Carl Jung understood that to truly become whole, one must also descend into shadow. And it is in this descent—in this reckoning with what has been disowned—that true transformation takes root. In the first half of life, many of us are preoccupied with what Jung called the development of the ego—the construction of identity, career, family, stability. It’s the season of achievement, of outward growth. But as the hair greys and the mirror forces questions the ego cannot answer, a new calling emerges: to deepen. This is the doorway to individuation, a process of reclaiming what we’ve always been beneath the masks.

And here, the shadow arrives as an estranged relative knocking at the door. The shadow holds all we’ve rejected, denied, or exiled to maintain the image of who we thought we needed to be. Maybe it’s anger we weren’t allowed to express, or vulnerability we were taught to hide. Maybe it’s envy, lust, arrogance, fear—those things we deemed too dangerous or shameful to let see the light. But the shadow, while often difficult, is not inherently evil. It’s simply unconscious. And what is unconscious controls us from the dark.

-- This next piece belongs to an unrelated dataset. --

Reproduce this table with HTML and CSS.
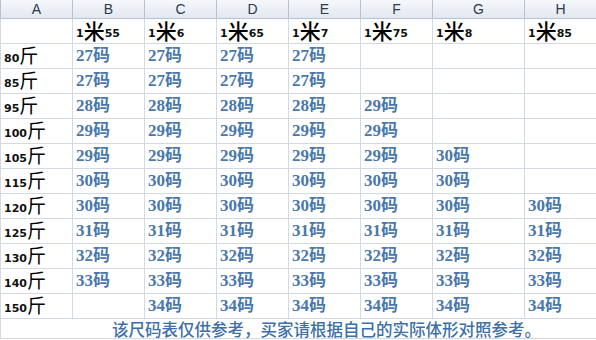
FILE: index.html
```html
<!DOCTYPE html>
<html lang="zh">
<head>
<meta charset="utf-8">
<link rel="stylesheet" href="styles.css">
</head>
<body>
<table class="sheet">
  <colgroup>
    <col class="c72"><col class="c72"><col class="c72"><col class="c72"><col class="c72"><col class="c72"><col class="c92"><col class="c72">
  </colgroup>
  <thead>
    <tr class="hdr"><th>A</th><th>B</th><th>C</th><th>D</th><th>E</th><th>F</th><th>G</th><th>H</th></tr>
  </thead>
  <tbody>
    <tr class="r1">
      <td></td>
      <td><span class="n">1</span><span class="big">米</span><span class="n">55</span></td>
      <td><span class="n">1</span><span class="big">米</span><span class="n">6</span></td>
      <td><span class="n">1</span><span class="big">米</span><span class="n">65</span></td>
      <td><span class="n">1</span><span class="big">米</span><span class="n">7</span></td>
      <td><span class="n">1</span><span class="big">米</span><span class="n">75</span></td>
      <td><span class="n">1</span><span class="big">米</span><span class="n">8</span></td>
      <td><span class="n">1</span><span class="big">米</span><span class="n">85</span></td>
    </tr>
    <tr><td class="lbl"><span class="n">80</span><span class="jin">斤</span></td><td class="v">27码</td><td class="v">27码</td><td class="v">27码</td><td class="v">27码</td><td></td><td></td><td></td></tr>
    <tr><td class="lbl"><span class="n">85</span><span class="jin">斤</span></td><td class="v">27码</td><td class="v">27码</td><td class="v">27码</td><td class="v">27码</td><td></td><td></td><td></td></tr>
    <tr><td class="lbl"><span class="n">95</span><span class="jin">斤</span></td><td class="v">28码</td><td class="v">28码</td><td class="v">28码</td><td class="v">28码</td><td class="v">29码</td><td></td><td></td></tr>
    <tr><td class="lbl"><span class="n">100</span><span class="jin">斤</span></td><td class="v">29码</td><td class="v">29码</td><td class="v">29码</td><td class="v">29码</td><td class="v">29码</td><td></td><td></td></tr>
    <tr><td class="lbl"><span class="n">105</span><span class="jin">斤</span></td><td class="v">29码</td><td class="v">29码</td><td class="v">29码</td><td class="v">29码</td><td class="v">29码</td><td class="v">30码</td><td></td></tr>
    <tr><td class="lbl"><span class="n">115</span><span class="jin">斤</span></td><td class="v">30码</td><td class="v">30码</td><td class="v">30码</td><td class="v">30码</td><td class="v">30码</td><td class="v">30码</td><td></td></tr>
    <tr><td class="lbl"><span class="n">120</span><span class="jin">斤</span></td><td class="v">30码</td><td class="v">30码</td><td class="v">30码</td><td class="v">30码</td><td class="v">30码</td><td class="v">30码</td><td class="v">30码</td></tr>
    <tr><td class="lbl"><span class="n">125</span><span class="jin">斤</span></td><td class="v">31码</td><td class="v">31码</td><td class="v">31码</td><td class="v">31码</td><td class="v">31码</td><td class="v">31码</td><td class="v">31码</td></tr>
    <tr><td class="lbl"><span class="n">130</span><span class="jin">斤</span></td><td class="v">32码</td><td class="v">32码</td><td class="v">32码</td><td class="v">32码</td><td class="v">32码</td><td class="v">32码</td><td class="v">32码</td></tr>
    <tr><td class="lbl"><span class="n">140</span><span class="jin">斤</span></td><td class="v">33码</td><td class="v">33码</td><td class="v">33码</td><td class="v">33码</td><td class="v">33码</td><td class="v">33码</td><td class="v">33码</td></tr>
    <tr><td class="lbl"><span class="n">150</span><span class="jin">斤</span></td><td></td><td class="v">34码</td><td class="v">34码</td><td class="v">34码</td><td class="v">34码</td><td class="v">34码</td><td class="v">34码</td></tr>
    <tr class="foot"><td colspan="8">该尺码表仅供参考，买家请根据自己的实际体形对照参考。</td></tr>
  </tbody>
</table>
</body>
</html>
```

FILE: styles.css
```css
html, body {
  margin: 0;
  padding: 0;
  background: #ffffff;
  overflow: hidden;
}
.sheet {
  border-collapse: collapse;
  table-layout: fixed;
  width: 596px;
  font-family: "Liberation Sans", "Noto Sans CJK SC", sans-serif;
}
.c72 { width: 72px; }
.c92 { width: 92px; }
.sheet th,
.sheet td {
  border: 1px solid #d3d9e4;
  padding: 0 0 0 3px;
  white-space: nowrap;
  text-align: left;
  vertical-align: middle;
  line-height: 16px;
}
.hdr th {
  height: 18px;
  padding: 0;
  text-align: center;
  font-weight: normal;
  font-size: 14px;
  color: #2b3a4c;
  background: linear-gradient(#f5f7fb, #e2e8f0);
  border-color: #b8c2d2;
  border-top: none;
}
.sheet tbody td { height: 24px; }
.n {
  font-family: "DejaVu Sans", sans-serif;
  font-weight: bold;
  font-size: 11px;
  line-height: 14px;
  color: #111;
}
.big {
  font-family: "Noto Sans CJK SC", sans-serif;
  font-size: 21px;
  font-weight: 500;
  line-height: 16px;
  color: #000;
  vertical-align: -2px;
}
.jin {
  font-family: "Noto Sans CJK SC", sans-serif;
  font-size: 19px;
  line-height: 16px;
  color: #000;
  vertical-align: -1px;
}
.v {
  font-family: "Liberation Serif", "Noto Sans CJK SC", serif;
  font-weight: bold;
  font-size: 17px;
  color: #4a78aa;
}
.sheet .foot td {
  height: 19px;
  padding-left: 111px;
  font-family: "Noto Sans CJK SC", sans-serif;
  font-size: 16.5px;
  font-weight: 500;
  color: #3d70a8;
}
```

Shadow work is the act of bringing these elements into awareness—to integrate them. To acknowledge their message. To give them a seat at the roundtable of the psyche, so they stop dragging us by the ankles when we least expect it.

This process, especially in midlife, can be jarring. Old roles no longer fit. Former ambitions feel hollow. The psyche begins to say: There is more to you than this performance. There is depth you’ve not yet dared to dive. And that dive—while messy, while full of muck and mystery—is where gold is found. Jung called it the gold in the shadow—the hidden potential, the creativity, the vitality that has been bound up in repression. Astrologically, we might see this mirrored in transits of Saturn, Pluto, or Chiron—those planetary archetypes that push us into confrontation with our deeper selves. Opportunities to shed the skin of false identity and express a fuller, more integrated self.